--- BEGIN ---

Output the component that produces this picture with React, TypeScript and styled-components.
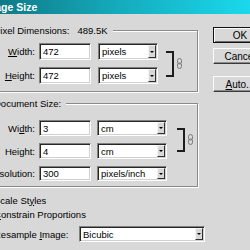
import React from 'react';
import styled, { createGlobalStyle } from 'styled-components';

const GlobalStyle = createGlobalStyle`
    html, body {
        margin: 0;
        padding: 0;
        overflow: hidden;
        background: #d8d8d8;
    }
    body {
        font-family: "Liberation Sans", Arial, sans-serif;
        font-size: 9.5px;
        color: #000;
    }
`;

const FACE = '#d8d8d8';

const Dialog = styled.div`
    width: 250px;
    height: 250px;
    overflow: hidden;
    background: ${FACE};
    display: flex;
    flex-direction: column;
`;

const TitleBar = styled.div`
    height: 14px;
    flex-shrink: 0;
    display: flex;
    align-items: center;
    overflow: hidden;
    background: linear-gradient(90deg, #0e7a88 0%, #14a9ba 45%, #1bd8ec 100%);
`;

const TitleText = styled.span`
    margin-left: -17px;
    font-size: 10.5px;
    font-weight: bold;
    color: #fff;
    white-space: nowrap;
    line-height: 14px;
`;

const Body = styled.div`
    display: flex;
    flex: 1;
`;

const LeftCol = styled.div`
    margin-left: -30px;
    width: 228px;
    flex-shrink: 0;
    display: flex;
    flex-direction: column;
`;

const RightCol = styled.div`
    margin-left: 15px;
    padding-top: 13px;
    flex-shrink: 0;
    display: flex;
    flex-direction: column;
`;

const Group = styled.div<{ $top: number; $bottom: number }>`
    margin: ${p => p.$top}px 0 0 22px;
    width: 206px;
    box-sizing: border-box;
    border: 1px solid #8a8a8a;
    box-shadow: inset 1px 1px 0 #fff, 1px 1px 0 #fff;
    padding-bottom: ${p => p.$bottom}px;
    display: flex;
    flex-direction: column;
`;

const Legend = styled.div<{ $gap: number }>`
    margin: -7px 0 ${p => p.$gap}px 1px;
    height: 13px;
    line-height: 13px;
    align-self: flex-start;
    padding-right: 5px;
    background: ${FACE};
    white-space: nowrap;
`;

const LegendValue = styled.span`
    margin-left: 8px;
`;

const LinkedRows = styled.div`
    display: flex;
    align-items: center;
`;

const RowStack = styled.div`
    display: flex;
    flex-direction: column;
    gap: 7px;
`;

const Row = styled.div<{ $h: number; $mt?: number }>`
    display: flex;
    align-items: center;
    height: ${p => p.$h}px;
    margin-top: ${p => p.$mt || 0}px;
`;

const Label = styled.label`
    width: 42px;
    padding-right: 4px;
    flex-shrink: 0;
    display: flex;
    justify-content: flex-end;
    white-space: nowrap;
`;

const U = styled.span`
    text-decoration: underline;
`;

const Field = styled.div<{ $w: number }>`
    width: ${p => p.$w}px;
    height: 100%;
    flex-shrink: 0;
    box-sizing: border-box;
    background: #fff;
    border: 1px solid;
    border-color: #808080 #fff #fff #808080;
    box-shadow: inset 1px 1px 0 #262626, inset -1px -1px 0 #d0d0d0;
    padding-left: 3px;
    display: flex;
    align-items: center;
    white-space: nowrap;
`;

const SelectBox = styled(Field)<{ $ml?: number }>`
    margin-left: ${p => p.$ml ?? 7}px;
    padding-right: 1px;
    justify-content: space-between;
`;

const ArrowBtn = styled.span`
    width: 8px;
    height: calc(100% - 2px);
    box-sizing: border-box;
    background: ${FACE};
    border: 1px solid;
    border-color: #f4f4f4 #303030 #303030 #f4f4f4;
    display: flex;
    align-items: center;
    justify-content: center;
    &::after {
        content: '';
        border-left: 2px solid transparent;
        border-right: 2px solid transparent;
        border-top: 2px solid #000;
    }
`;

const BracketWrap = styled.div<{ $ml: number }>`
    margin-left: ${p => p.$ml}px;
    display: flex;
    align-items: center;
    gap: 3px;
`;

const Bracket = styled.div<{ $h: number }>`
    width: 8px;
    height: ${p => p.$h}px;
    box-sizing: border-box;
    border: 2px solid #1c1c1c;
    border-left: none;
`;

const CheckRow = styled.div<{ $mt?: number }>`
    display: flex;
    align-items: center;
    height: 14px;
    margin-top: ${p => p.$mt || 0}px;
    padding-left: 5px;
    gap: 6px;
    white-space: nowrap;
`;

const CheckBox = styled.span`
    width: 13px;
    height: 13px;
    flex-shrink: 0;
    box-sizing: border-box;
    background: #fff;
    border: 1px solid;
    border-color: #808080 #fff #fff #808080;
`;

const ResampleRow = styled(CheckRow)`
    height: 16px;
`;

const ResampleLabel = styled.span`
    width: 79px;
    flex-shrink: 0;
`;

const Button = styled.div<{ $mt?: number; $default?: boolean }>`
    width: 54px;
    height: 16px;
    margin-top: ${p => p.$mt || 0}px;
    box-sizing: border-box;
    background: ${FACE};
    border: 1px solid;
    border-color: ${p => (p.$default ? '#111' : '#fbfbfb #3a3a3a #3a3a3a #fbfbfb')};
    box-shadow: ${p =>
        p.$default
            ? 'inset 1px 1px 0 #fbfbfb, inset -1px -1px 0 #6c6c6c'
            : 'inset -1px -1px 0 #8a8a8a'};
    display: flex;
    align-items: center;
    justify-content: center;
    font-size: 10px;
    white-space: nowrap;
`;

const LinkIcon = () => (
    <svg width="5" height="11" viewBox="0 0 5 11">
        <rect x="0.5" y="0.5" width="4" height="5.5" rx="2" fill="none" stroke="#7a7a7a" />
        <rect x="0.5" y="5" width="4" height="5.5" rx="2" fill="none" stroke="#7a7a7a" />
    </svg>
);

const Select: React.FC<{ w: number; ml?: number; children: React.ReactNode }> = ({ w, ml, children }) => (
    <SelectBox $w={w} $ml={ml}>
        <span>{children}</span>
        <ArrowBtn />
    </SelectBox>
);

export default function App() {
    return (
        <Dialog>
            <GlobalStyle />
            <TitleBar>
                <TitleText>Image Size</TitleText>
            </TitleBar>
            <Body>
                <LeftCol>
                    <Group $top={16} $bottom={7}>
                        <Legend $gap={6}>
                            Pixel Dimensions:<LegendValue>489.5K</LegendValue>
                        </Legend>
                        <LinkedRows>
                            <RowStack>
                                <Row $h={17}>
                                    <Label><span><U>W</U>idth:</span></Label>
                                    <Field $w={52}>472</Field>
                                    <Select w={60}>pixels</Select>
                                </Row>
                                <Row $h={17}>
                                    <Label><span><U>H</U>eight:</span></Label>
                                    <Field $w={52}>472</Field>
                                    <Select w={60}>pixels</Select>
                                </Row>
                            </RowStack>
                            <BracketWrap $ml={8}>
                                <Bracket $h={26} />
                                <LinkIcon />
                            </BracketWrap>
                        </LinkedRows>
                    </Group>

                    <Group $top={11} $bottom={5}>
                        <Legend $gap={10}>Document Size:</Legend>
                        <LinkedRows>
                            <RowStack>
                                <Row $h={16}>
                                    <Label><span>Wi<U>d</U>th:</span></Label>
                                    <Field $w={52}>3</Field>
                                    <Select w={70} ml={6}>cm</Select>
                                </Row>
                                <Row $h={16}>
                                    <Label><span>Hei<U>g</U>ht:</span></Label>
                                    <Field $w={52}>4</Field>
                                    <Select w={70} ml={6}>cm</Select>
                                </Row>
                            </RowStack>
                            <BracketWrap $ml={10}>
                                <Bracket $h={24} />
                                <LinkIcon />
                            </BracketWrap>
                        </LinkedRows>
                        <Row $h={15} $mt={7}>
                            <Label><span><U>R</U>esolution:</span></Label>
                            <Field $w={52}>300</Field>
                            <Select w={70} ml={6}>pixels/inch</Select>
                        </Row>
                    </Group>

                    <CheckRow $mt={6}>
                        <CheckBox />
                        <span>Scale St<U>y</U>les</span>
                    </CheckRow>
                    <CheckRow>
                        <CheckBox />
                        <span><U>C</U>onstrain Proportions</span>
                    </CheckRow>
                    <ResampleRow $mt={5}>
                        <CheckBox />
                        <ResampleLabel>Resample <U>I</U>mage:</ResampleLabel>
                        <Select w={126} ml={0}>Bicubic</Select>
                    </ResampleRow>
                </LeftCol>

                <RightCol>
                    <Button $default>OK</Button>
                    <Button $mt={5}>Cancel</Button>
                    <Button $mt={12}><span><U>A</U>uto...</span></Button>
                </RightCol>
            </Body>
        </Dialog>
    );
}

--- END ---

→ What the task asks
Go from the first line of the data above to the line containing "const FACE = '#d8d8d8';" and retype exactly those lines, both included, but none of the pictures.

→ Task response
Output the component that produces this picture with React, TypeScript and styled-components.
import React from 'react';
import styled, { createGlobalStyle } from 'styled-components';

const GlobalStyle = createGlobalStyle`
    html, body {
        margin: 0;
        padding: 0;
        overflow: hidden;
        background: #d8d8d8;
    }
    body {
        font-family: "Liberation Sans", Arial, sans-serif;
        font-size: 9.5px;
        color: #000;
    }
`;

const FACE = '#d8d8d8';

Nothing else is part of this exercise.